As we reported last week, leading brands are expanding their use of DTC marketing. Mostly through E-commerce. Yet, they are not the only ones turning more to their own E-commerce selling. That means U.S. E-commerce is booming. Relatively speaking over time.


Overall Data: U.S. E-Commerce Is Booming

First, we turn to Felix Richter, writing for Statistica:

“Over the past 20 years, E-commerce steadily rose in size and reach. According to Statista’s Digital Market Outlook, more than 250 million Americans will purchase online purchase this year. But how big is E-commerce really in the grand scheme of things?”

“As the following infographic based on data from the U.S. Census Bureau, shows, the impact of online shopping on total retail sales remains smaller than many people might think. In the first quarter of 2020, E-commerce accounted for 11.5 percent of total retail sales (excl. food services sales), The second highest share ever, and the highest for a non-holiday quarter.”

“11.5 percent doesn’t seem like a lot considering the perceived importance of online retail. However, it’s still a huge increase compared to where E-commerce was 20 years ago. It also needs to be noted that total retail sales include categories such as motor vehicle and parts dealers, gas stations and of course grocery stores, where E-commerce still plays a very minor role.”

U.S. E-Commerce Is Booming


The Example of Target and E-Commerce

Now, we highlight a retailer example involving E-commerce is booming– Target. And it is a mixed blessing.

In this scenario, Willem Roper reports for Statista that:

“Target released its quarterly earnings report, with the highlight being a 141 percent increase in online sales from a year ago. Other highlights include over 11 percent growth in revenue and a nearly 11 percent increase in same-store sales. Because Target kept doors opens during COVID-19 restrictions to sell groceries and other essential supplies.”
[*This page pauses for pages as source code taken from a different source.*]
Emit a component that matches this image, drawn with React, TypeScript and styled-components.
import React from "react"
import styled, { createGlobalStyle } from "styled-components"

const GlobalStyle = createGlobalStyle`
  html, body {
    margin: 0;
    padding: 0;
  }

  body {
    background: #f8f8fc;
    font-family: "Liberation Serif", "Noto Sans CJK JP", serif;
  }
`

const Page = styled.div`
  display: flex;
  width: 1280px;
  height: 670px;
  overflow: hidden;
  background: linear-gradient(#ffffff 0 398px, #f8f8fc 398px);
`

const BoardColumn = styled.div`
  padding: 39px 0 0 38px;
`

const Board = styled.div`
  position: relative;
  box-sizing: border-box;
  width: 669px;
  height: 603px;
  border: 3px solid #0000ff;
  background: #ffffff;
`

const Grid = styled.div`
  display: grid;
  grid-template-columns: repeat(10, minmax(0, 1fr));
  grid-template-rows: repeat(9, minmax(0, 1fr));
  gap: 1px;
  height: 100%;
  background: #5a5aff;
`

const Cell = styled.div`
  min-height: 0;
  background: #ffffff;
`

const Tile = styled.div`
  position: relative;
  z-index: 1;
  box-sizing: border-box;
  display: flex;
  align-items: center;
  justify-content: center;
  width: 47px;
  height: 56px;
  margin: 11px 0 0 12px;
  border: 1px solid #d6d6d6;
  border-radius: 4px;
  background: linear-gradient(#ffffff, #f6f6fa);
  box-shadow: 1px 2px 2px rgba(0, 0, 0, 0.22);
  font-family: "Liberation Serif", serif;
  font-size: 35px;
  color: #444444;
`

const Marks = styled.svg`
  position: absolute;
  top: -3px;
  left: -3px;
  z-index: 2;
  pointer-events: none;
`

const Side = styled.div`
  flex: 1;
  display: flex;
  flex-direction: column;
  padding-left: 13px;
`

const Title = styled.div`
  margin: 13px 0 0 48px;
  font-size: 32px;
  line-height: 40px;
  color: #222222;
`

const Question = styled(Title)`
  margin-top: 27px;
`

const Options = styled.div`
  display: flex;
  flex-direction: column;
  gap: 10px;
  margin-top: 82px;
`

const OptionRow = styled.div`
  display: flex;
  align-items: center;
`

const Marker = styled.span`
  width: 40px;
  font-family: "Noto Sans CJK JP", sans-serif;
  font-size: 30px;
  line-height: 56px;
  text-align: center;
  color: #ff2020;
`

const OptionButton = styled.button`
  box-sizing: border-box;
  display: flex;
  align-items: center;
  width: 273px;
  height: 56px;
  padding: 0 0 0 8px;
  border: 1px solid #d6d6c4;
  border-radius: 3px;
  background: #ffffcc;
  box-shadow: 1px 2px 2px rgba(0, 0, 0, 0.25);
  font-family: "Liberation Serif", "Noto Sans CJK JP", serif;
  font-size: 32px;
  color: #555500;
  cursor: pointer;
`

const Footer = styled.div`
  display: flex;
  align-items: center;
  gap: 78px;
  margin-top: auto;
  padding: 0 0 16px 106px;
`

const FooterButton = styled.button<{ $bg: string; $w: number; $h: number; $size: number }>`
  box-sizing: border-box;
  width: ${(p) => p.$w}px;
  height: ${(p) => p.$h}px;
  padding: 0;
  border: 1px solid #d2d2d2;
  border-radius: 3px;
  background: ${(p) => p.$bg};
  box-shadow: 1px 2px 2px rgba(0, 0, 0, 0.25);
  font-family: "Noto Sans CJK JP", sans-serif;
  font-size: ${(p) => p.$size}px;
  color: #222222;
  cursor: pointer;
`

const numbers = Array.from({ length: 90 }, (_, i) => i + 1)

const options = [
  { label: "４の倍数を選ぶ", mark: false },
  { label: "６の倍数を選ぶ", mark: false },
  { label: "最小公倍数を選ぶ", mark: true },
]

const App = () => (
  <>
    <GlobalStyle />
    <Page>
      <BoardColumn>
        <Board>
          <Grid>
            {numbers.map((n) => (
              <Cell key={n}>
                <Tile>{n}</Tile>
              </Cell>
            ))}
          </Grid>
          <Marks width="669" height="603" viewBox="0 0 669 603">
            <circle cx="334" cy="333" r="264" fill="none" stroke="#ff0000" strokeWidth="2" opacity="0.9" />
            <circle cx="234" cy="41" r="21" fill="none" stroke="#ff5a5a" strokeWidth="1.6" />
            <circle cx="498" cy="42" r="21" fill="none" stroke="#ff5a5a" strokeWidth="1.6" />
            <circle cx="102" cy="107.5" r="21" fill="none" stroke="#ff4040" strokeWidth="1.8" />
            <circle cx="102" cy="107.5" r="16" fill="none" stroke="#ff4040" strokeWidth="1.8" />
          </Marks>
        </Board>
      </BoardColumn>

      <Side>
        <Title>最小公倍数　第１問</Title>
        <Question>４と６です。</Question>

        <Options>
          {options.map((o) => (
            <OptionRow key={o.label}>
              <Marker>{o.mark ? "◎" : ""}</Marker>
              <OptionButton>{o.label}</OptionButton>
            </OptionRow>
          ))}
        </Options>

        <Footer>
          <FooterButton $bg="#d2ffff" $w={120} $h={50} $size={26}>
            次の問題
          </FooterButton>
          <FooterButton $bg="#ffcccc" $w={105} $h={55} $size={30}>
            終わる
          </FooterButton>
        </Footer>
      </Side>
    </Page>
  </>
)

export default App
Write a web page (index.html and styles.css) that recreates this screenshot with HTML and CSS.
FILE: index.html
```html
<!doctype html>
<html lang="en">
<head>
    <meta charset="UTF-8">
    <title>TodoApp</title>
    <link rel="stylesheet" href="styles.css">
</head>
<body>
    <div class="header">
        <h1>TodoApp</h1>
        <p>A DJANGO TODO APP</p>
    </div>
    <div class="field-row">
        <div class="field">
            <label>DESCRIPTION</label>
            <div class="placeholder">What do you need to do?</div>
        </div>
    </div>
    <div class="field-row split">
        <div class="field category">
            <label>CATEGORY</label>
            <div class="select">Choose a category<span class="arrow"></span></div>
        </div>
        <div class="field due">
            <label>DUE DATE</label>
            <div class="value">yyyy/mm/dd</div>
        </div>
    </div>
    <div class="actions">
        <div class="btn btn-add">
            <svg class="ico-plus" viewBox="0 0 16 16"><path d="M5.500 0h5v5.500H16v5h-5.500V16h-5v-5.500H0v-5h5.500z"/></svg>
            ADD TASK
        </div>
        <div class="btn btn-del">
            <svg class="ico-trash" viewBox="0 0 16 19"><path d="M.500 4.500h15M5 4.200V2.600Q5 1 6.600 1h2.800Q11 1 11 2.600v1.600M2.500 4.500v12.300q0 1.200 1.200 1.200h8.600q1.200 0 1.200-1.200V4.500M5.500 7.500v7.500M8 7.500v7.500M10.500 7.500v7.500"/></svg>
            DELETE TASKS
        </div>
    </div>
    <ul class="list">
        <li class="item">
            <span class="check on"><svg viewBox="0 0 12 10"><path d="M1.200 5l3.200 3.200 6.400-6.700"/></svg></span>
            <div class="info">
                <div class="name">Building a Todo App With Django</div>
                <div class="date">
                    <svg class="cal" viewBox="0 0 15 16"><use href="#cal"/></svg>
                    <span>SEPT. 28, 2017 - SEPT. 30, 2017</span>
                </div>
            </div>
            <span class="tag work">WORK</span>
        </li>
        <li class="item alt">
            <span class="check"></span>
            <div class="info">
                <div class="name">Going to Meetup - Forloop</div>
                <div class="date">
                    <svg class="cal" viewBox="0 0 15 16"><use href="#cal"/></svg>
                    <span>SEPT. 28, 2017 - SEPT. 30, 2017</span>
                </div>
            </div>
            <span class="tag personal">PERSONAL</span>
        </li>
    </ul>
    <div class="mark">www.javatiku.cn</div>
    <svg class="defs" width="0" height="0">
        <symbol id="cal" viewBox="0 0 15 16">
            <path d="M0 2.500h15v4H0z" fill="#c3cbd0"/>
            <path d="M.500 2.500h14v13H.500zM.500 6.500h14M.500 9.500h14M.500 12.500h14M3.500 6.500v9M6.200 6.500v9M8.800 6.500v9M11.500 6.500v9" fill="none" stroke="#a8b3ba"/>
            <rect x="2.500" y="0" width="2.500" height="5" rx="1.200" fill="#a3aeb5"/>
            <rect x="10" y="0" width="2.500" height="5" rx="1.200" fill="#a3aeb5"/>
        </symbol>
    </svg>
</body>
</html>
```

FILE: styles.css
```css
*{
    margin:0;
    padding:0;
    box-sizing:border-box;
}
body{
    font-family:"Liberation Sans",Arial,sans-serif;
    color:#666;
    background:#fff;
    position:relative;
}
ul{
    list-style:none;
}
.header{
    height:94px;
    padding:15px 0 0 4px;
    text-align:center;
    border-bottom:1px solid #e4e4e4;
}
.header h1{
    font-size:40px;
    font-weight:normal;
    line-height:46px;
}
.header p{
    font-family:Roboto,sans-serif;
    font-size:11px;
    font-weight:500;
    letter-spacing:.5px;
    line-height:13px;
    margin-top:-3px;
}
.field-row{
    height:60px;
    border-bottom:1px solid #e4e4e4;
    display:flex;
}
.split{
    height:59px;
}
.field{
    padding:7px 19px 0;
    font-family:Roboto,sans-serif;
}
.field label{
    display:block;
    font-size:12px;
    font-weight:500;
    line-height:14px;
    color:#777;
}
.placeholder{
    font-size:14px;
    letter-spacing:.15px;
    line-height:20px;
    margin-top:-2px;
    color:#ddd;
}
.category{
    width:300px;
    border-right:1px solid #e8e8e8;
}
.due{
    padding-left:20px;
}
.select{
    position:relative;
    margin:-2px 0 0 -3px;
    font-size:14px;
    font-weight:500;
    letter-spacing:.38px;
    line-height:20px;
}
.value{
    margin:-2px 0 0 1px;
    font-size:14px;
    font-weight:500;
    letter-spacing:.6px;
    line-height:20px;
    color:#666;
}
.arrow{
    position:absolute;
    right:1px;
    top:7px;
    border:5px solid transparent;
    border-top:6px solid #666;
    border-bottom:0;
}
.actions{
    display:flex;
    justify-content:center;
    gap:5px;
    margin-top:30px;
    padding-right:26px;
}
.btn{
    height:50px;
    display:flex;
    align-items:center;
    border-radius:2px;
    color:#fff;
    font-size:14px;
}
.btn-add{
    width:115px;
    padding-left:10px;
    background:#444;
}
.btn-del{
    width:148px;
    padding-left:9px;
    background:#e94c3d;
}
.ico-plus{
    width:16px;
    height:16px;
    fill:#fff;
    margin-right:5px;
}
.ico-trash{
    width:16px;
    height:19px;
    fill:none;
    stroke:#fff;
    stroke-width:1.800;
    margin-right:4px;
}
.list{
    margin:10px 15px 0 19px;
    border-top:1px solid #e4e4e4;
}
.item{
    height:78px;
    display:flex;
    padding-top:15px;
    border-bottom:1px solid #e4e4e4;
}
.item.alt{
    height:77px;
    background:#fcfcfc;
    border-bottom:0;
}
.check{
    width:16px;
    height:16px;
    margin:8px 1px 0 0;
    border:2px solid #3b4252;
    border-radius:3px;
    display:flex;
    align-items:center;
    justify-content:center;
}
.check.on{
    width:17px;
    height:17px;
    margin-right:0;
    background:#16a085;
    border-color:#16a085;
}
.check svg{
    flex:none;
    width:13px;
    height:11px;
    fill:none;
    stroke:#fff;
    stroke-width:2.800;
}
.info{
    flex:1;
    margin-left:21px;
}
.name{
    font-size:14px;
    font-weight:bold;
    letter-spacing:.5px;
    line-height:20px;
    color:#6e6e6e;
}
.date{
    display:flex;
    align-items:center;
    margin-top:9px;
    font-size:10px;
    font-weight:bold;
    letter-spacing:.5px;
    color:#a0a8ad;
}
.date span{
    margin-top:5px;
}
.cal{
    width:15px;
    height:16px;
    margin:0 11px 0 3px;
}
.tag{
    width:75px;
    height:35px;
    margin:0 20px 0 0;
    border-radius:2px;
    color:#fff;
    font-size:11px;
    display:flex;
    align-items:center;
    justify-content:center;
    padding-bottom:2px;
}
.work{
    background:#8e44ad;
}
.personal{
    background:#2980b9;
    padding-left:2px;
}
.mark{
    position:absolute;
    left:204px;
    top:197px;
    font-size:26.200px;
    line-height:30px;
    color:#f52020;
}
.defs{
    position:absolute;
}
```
“The growth in digital sales was unprecedented. But it came at a heavy cost. Supply chain and labor costs rose significantly for the company to keep up with online demand. And net profits fell to $284 million – down from $795 million a year earlier. Higher-margin items also contributed to a loss in profit, with apparel falling 20 percent in overall sales during the quarter. Ultimately, Target CEO Brian Cornell said that the COVID-19 pandemic created a quantitative loss of over $500 million for the company this quarter. The company sold plenty of groceries and lower-margin items online, but sales failed to increase profits.”